"Verso Medea" di Emma Dante al Napoli Teatro Festival
Quello che sorprende oggi nel teatro − in certo teatro, non in tutto il teatro senz’altro − è la totale assenza di un movente: un “perché” grande come una casa dovrebbe schiacciare, polverizzare una fetta dell’offerta spettacolare del momento. Troppo spesso, infatti, ci si ritrova fuori dai teatri pervasi dalla strana e frustrante sensazione che, in fondo, dello spettacolo al quale si è appena assistito, in fondo dico, se ne poteva tranquillamente fare a meno.
Medea è gravida, dunque assurge a simbolo della fertilità, una fertilità tutta mediterranea, meridionale nella fattispecie: siciliana e napoletana. Nella visione di Emma Dante Medea è ciò che resta di un principio femminile generativo all’interno di una dimensione tutta maschile e sterile del mondo, dove perfino il coro delle donne di Corinto è composto da maschi in abiti femminili. La scena è essenziale: sei sedie di legno in semioscurità per il coro e per la protagonista, all’estrema sinistra i musicisti che eseguono brani della tradizione siciliana dal vivo. Lo spettacolo, apparentemente, sembrerebbe inscriversi sul troncone di quella tradizione tardo-ottocentesca di recupero della tragicità in chiave rurale e ferina tutta nostrana, per intenderci: l’Abruzzo arcaico e selvaggio di D’Annunzio e la Sicilia primordiale di Verga.
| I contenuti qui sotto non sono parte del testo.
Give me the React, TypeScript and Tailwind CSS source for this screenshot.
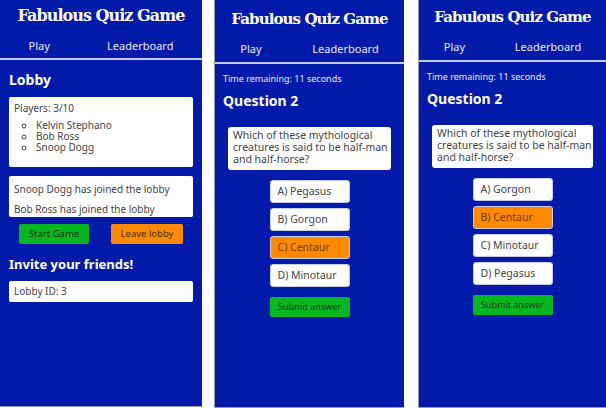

Questa Medea, infatti, è un po’ Lupa e un po’ Mila di Codro; sfruttata e tradita dal giovane amante, attraverso il delitto sancisce la definitiva separazione dei principî maschile e femminile, perpetrando, suo malgrado, il luogo comune, in linea del resto con il pensiero greco, di una dialettica tra passionalità e istinto muliebri e razionalità e sofismi tutti maschili.
Corinto è una terra sterile, come si accennava, e di fatto lo è la Grecia tutta poiché infeconda è la polis greca per eccellenza, vale a dire l’Atene di Egeo figlio di Pandione, che nella Medea di Euripide promette asilo alla barbara della Colchide in cambio di ubertoso futuro, sostanziando così, filologicamente, la scelta della regista di contrapporre i generi anche e soprattutto in ragione di un contrasto tra fertilità femminile e sterilità maschile.
Se gli ingredienti di base sono quelli della tragedia campestre di matrice simbolico-verista, tuttavia, qui non abbiamo il sostrato antropologico che, nonostante i loro enormi limiti estetici, pur sostanziava i progetti teatrali del verboso Vate della poesia italiana e del romanziere di Vizzini. Nello spettacolo della Dante il registro dialettale, che alterna il napoletano al siciliano, più che marca simbolica di un meridione arcaico e elementare è troppo spesso traccia di una brutale riduzione della cifra tragicamente umana e mitica del testo euripideo a schermaglia amorosa da sceneggiata, triangolo borghese rimestato in salsa popolare. Vessillo ne sono i contrasti tra un Giasone “guappo di cartone” e una Medea scosciata seduttrice sedotta e abbandonata, sostenuta nell’agone verbale dalla pioggia di “maleparole” che il coro lancia all’indirizzo di Giasone. Il tutto ha un vago afrore ammiccante che urta l’olfatto anziché stuzzicarlo con certi effluvi di spontaneità performativa, promessi soltanto dalla regista. Per quanto riguarda la musica dei fratelli Mancuso, il duo di musicisti offre un’atmosfera effettivamente evocativa e straniante ma che troppo spesso si scontra con la grana grossa della performance; a peggiorare poi la situazione ci si mette una sala, quella del Bellini, avvolta nella morsa di una calura davvero infernale che a lungo andare trasforma le liriche giaculatorie in dialetto siciliano in un torpore di morte apparente.
Un’ultima considerazione merita il titolo, facilmente fraintendibile. “Verso Medea” non indica, infatti, come banalmente si potrebbe pensare, la prima tappa di un progetto teatrale e laboratoriale sul personaggio tragico in questione; bensì, partendo dalla considerazione di Medea come di un luogo geografico tutto da esplorare e scoprire, esso sta ad indicare un viaggio, appunto, nel territorio del personaggio, una breve peregrinazione nell’animo della principessa della Colchide. Tale viaggio è da compiersi in un’unica soluzione e, ahinoi, è troppo breve e inconsistente per lasciarci quelle indelebili immagini paesaggistiche che il nostro spirito vacanziero cristallizza nella mente nei secoli dei secoli.